Members of the network have travelled around Colombia and the world. In Bogotá, for example, they performed for the presidents of the five Andean nations; in Spain, before Queen Sofía at the royal Pardo Palace; before intellectuals at the Casa de las Américas (House of the Americas Culture Centre) in Madrid; and on three episodes of “El conciertazo” (“The Greatest Concert”), a highly popular children’s television show featuring classical music.

In Italy they presented a concert for the late Pope John Paul II in St. Peter’s Square, in the Vatican, and they have also performed in Mexico City, New York and Washington.
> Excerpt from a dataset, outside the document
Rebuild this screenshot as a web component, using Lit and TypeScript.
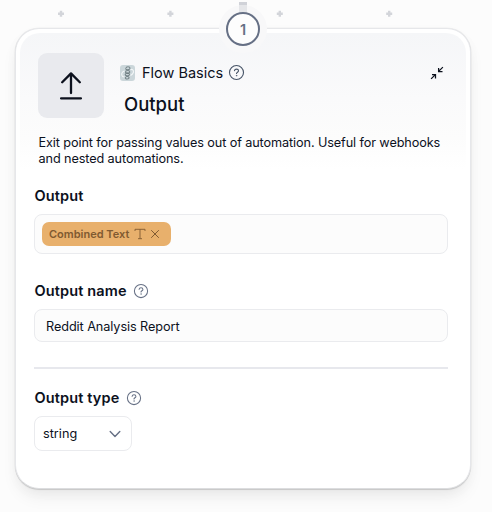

The network was awarded the 1999 United Nations Educational, Scientific and Cultural Organistion (UNESCO) prize as “The new face of Medellín for the world.” The Medellín newspaper El Colombiano called it “the cultural phenomenon of the century,” and it has received local prizes such as “El colombiano ejemplar” (“The exemplary Colombian”) in 2003, and the “Mundo de Oro” (“Golden World” prize) in 2004.

After such success, what do they look forward to in the future?

“We want to firm up teaching standards at the 26 existing schools, and create three new schools in the next few years. We also want to strengthen the two existing orchestras and the choir, so that they become the most representative of classical music in the city,” Melguizo replied.

In his opinion, the greatest achievement has been bringing classical music to students who would never otherwise have had this opportunity, and offering a place for peaceful coexistence. But, he said, “the great shortcoming is still the lack of money to make the school buildings adequate for our needs. We need more support.”

* Gloria Helena Rey has been a foreign correspondent in Latin America and Europe for 25 years. She has received several national and international distinctions. At present she writes for the newspaper El Periódico de Catalonia in Spain, and for the supplement Lecturas Fin de Semana of the Bogotá newspaper El Tiempo.